O passado

Hoje assisti na UFRJ a mais uma conferência da professora Cleonice Berardinelli. 92 anos, parece. Mas não escrevo para celebrar a senectude, e sim para uma pequena confissão: nos últimos meses, quiçá nos últimos anos, tenho feito um sério esforço para não cair na tentação que Jorge Manrique apontou em seu formidável poema: “a nuestro parescer / cualquiera tiempo pasado fue mejor”. Só que toda vez que ouço uma palestra de alguém mais vetusto – o próprio Girard já tem 85, se não me engano – espanto-me (e às vezes m’avergonho de mim mesmo) com a variedade de seu vocabulário e a clareza de suas explicações. Talvez alguém pense que as duas coisas são contraditórias, já que aparentemente a expectativa de um discurso simplesmente claro foi substituiída pela expectativa de um discurso “jornalístico”, e o leitor de jornal não vai parar para ir ao dicionário. Eu mesmo não levo o Houaiss para a mesa do café (nem pretendo passar a levar). No entanto, a que leva a padronização do discurso senão à… padronização do discurso? Antes de a professora Cleonice Berardinelli falar, um dos quatro ou cinco professores que fizeram suas preleções teve um discurso absolutamente previsível, repleto de lugares comuns. Entre um discurso padronizado jornalístico e um discurso padronizado acadêmico, onde está a famosa diferença, ela que justamente dá identidade às coisas e pessoas?
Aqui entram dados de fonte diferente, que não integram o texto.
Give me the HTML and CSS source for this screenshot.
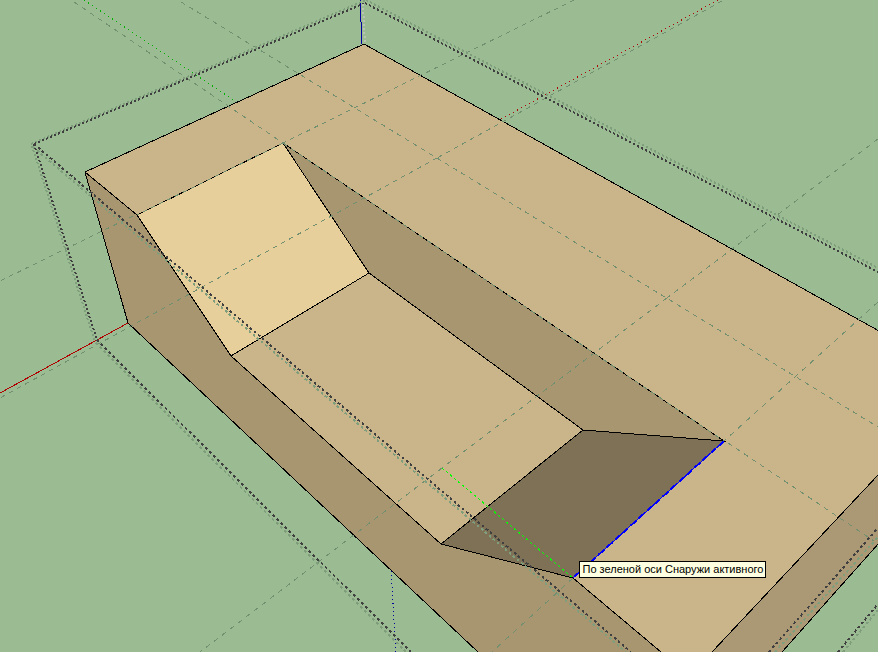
FILE: index.html
```html
<!DOCTYPE html>
<html lang="ru">
<head>
<meta charset="UTF-8">
<title>3D модель</title>
<link rel="stylesheet" href="styles.css">
</head>
<body>

<main class="viewport">
<svg class="scene" viewBox="0 0 878 652" preserveAspectRatio="xMidYMid slice" aria-hidden="true">

    <!-- faces -->
    <polygon class="face-side" points="85,172 137,215 231,356 441,544 573,578 661,652 478,652 128,323"/>
    <polygon class="face-right" points="712,652 879,474 879,543 782,652"/>
    <polygon class="face-top" points="364,44 879,331 879,474 712,652 661,652 573,578 724,441 283,143 137,215 85,172"/>
    <polygon class="face-light" points="137,215 283,143 369,273 231,356"/>
    <polygon class="face-side" points="283,143 724,441 583,430 369,273"/>
    <polygon class="face-top" points="369,273 583,430 441,544 231,356"/>
    <polygon class="face-dark" points="583,430 724,441 573,578 441,544"/>

    <!-- axes behind the model -->
    <line class="axis-green" x1="84" y1="0" x2="235" y2="101" pathLength="151"/>
    <line class="axis-red dots" x1="501" y1="119" x2="718" y2="0" pathLength="217"/>
    <line class="axis-red" x1="0" y1="393" x2="128" y2="323"/>
    <line class="axis-blue" x1="360" y1="0" x2="362" y2="44"/>
    <line class="axis-blue dots" x1="391" y1="571" x2="396" y2="652" pathLength="81"/>

    <!-- edges -->
    <polyline class="edge" points="879,331 364,44 85,172 128,323 478,652"/>
    <polyline class="edge" points="85,172 137,215 231,356 441,544 573,578 661,652"/>
    <polyline class="edge" points="137,215 283,143 724,441 583,430 369,273 283,143"/>
    <path class="edge" d="M231,356 L369,273 M583,430 L441,544 M712,652 L879,474 M782,652 L879,543"/>

    <!-- selected edge -->
    <line class="picked" x1="724" y1="441" x2="573" y2="578"/>
    <line class="picked-dash" x1="724" y1="441" x2="573" y2="578" pathLength="151"/>

    <!-- guide lines -->
    <line class="guide" x1="74" y1="2" x2="283" y2="143" pathLength="209"/>
    <line class="guide" x1="283" y1="143" x2="724" y2="441" pathLength="441"/>
    <line class="guide" x1="728" y1="443" x2="874" y2="541" pathLength="146"/>
    <line class="guide" x1="181" y1="2" x2="878" y2="427" pathLength="697"/>
    <line class="guide" x1="574" y1="0" x2="283" y2="143" pathLength="291"/>
    <line class="guide" x1="283" y1="143" x2="137" y2="215" pathLength="146"/>
    <line class="guide" x1="133" y1="216" x2="0" y2="281" pathLength="133"/>
    <line class="guide" x1="722" y1="1" x2="437" y2="158" pathLength="285"/>
    <line class="guide" x1="437" y1="158" x2="0" y2="398" pathLength="437"/>
    <line class="guide" x1="878" y1="139" x2="667" y2="298" pathLength="211"/>
    <line class="guide" x1="667" y1="298" x2="442" y2="468" pathLength="225"/>
    <line class="guide" x1="442" y1="468" x2="200" y2="652" pathLength="242"/>
    <line class="guide" x1="878" y1="302" x2="724" y2="441" pathLength="154"/>
    <line class="guide" x1="573" y1="578" x2="492" y2="652" pathLength="81"/>

    <!-- bounding box of the group, shadow copy first -->
    <g class="bounds-back">
        <line x1="31" y1="144" x2="366" y2="0" pathLength="335"/>
        <line x1="366" y1="0" x2="878" y2="268" pathLength="512"/>
        <line x1="32" y1="146" x2="95" y2="342" pathLength="196"/>
        <line x1="96" y1="343" x2="406" y2="652" pathLength="310"/>
        <line x1="33" y1="147" x2="626" y2="652" pathLength="593"/>
        <line x1="775" y1="652" x2="878" y2="537" pathLength="115"/>
        <line x1="843" y1="652" x2="878" y2="610" pathLength="42"/>
    </g>
    <g class="bounds">
        <line x1="34" y1="144" x2="365" y2="3" pathLength="331"/>
        <line x1="365" y1="3" x2="878" y2="272" pathLength="513"/>
        <line x1="34" y1="144" x2="97" y2="340" pathLength="196"/>
        <line x1="97" y1="340" x2="411" y2="652" pathLength="314"/>
        <line x1="34" y1="144" x2="631" y2="652" pathLength="597"/>
        <line x1="769" y1="652" x2="878" y2="528" pathLength="124"/>
        <line x1="838" y1="652" x2="878" y2="604" pathLength="48"/>
    </g>
    <line class="bounds-light" x1="363" y1="4" x2="365" y2="44" pathLength="40"/>

    <!-- inference line -->
    <line class="inference" x1="442" y1="468" x2="573" y2="578" pathLength="131"/>
</svg>

<div class="tooltip" role="tooltip">По зеленой оси Снаружи активного</div>
</main>

</body>
</html>
```
FILE: styles.css
```css
body {
    margin: 0;
    background: #9bbc92;
    font-family: "Liberation Sans", Arial, sans-serif;
}

.viewport {
    position: relative;
    height: 100vh;
    overflow: hidden;
}

.scene {
    display: block;
    width: 100%;
    height: 100%;
    fill: none;
    shape-rendering: crispEdges;
}

/* faces */
.face-top { fill: #cab489; }
.face-light { fill: #e7cf9c; }
.face-side { fill: #a89671; }
.face-right { fill: #ab9975; }
.face-dark { fill: #7f7156; }

.edge { stroke: #000; }

.picked { stroke: #0000ff; }

.picked-dash {
    stroke: #0000ff;
    stroke-width: 2;
    stroke-dasharray: 5 3;
}

.guide {
    stroke: #729070;
    stroke-dasharray: 4 4;
}

/* axes */
.axis-green { stroke: #00b000; stroke-dasharray: 1 3; }
.axis-red { stroke: #b00000; }
.axis-blue { stroke: #0000a0; }
.dots { stroke-dasharray: 1 3; }

/* bounding box */
.bounds,
.bounds-back,
.bounds-light {
    stroke-width: 2;
    stroke-dasharray: 2 2;
}

.bounds { stroke: #404040; }
.bounds-back { stroke: #7f9f7c; }
.bounds-light { stroke: #b9c4b4; }

.inference {
    stroke: #00ff00;
    stroke-dasharray: 2 2;
}

.tooltip {
    position: absolute;
    left: 66%;
    top: 86%;
    padding: 0 2px;
    border: 1px solid #000;
    background: #ffffe1;
    color: #000;
    font-size: 11px;
    line-height: 15px;
    white-space: nowrap;
}
```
Sem estes professores do passado, como poderíamos ouvir, viva, a linguagem de alguém que busca antes a fidelidade ao que pretende dizer do que a fidelidade a um padrão?

E digo outra coisa. Hoje em dia, falem mal de blogs o quanto quiserem, mas acho que quase que só neles você ainda encontra uma pessoa que fale como uma pessoa, e não como um veículo.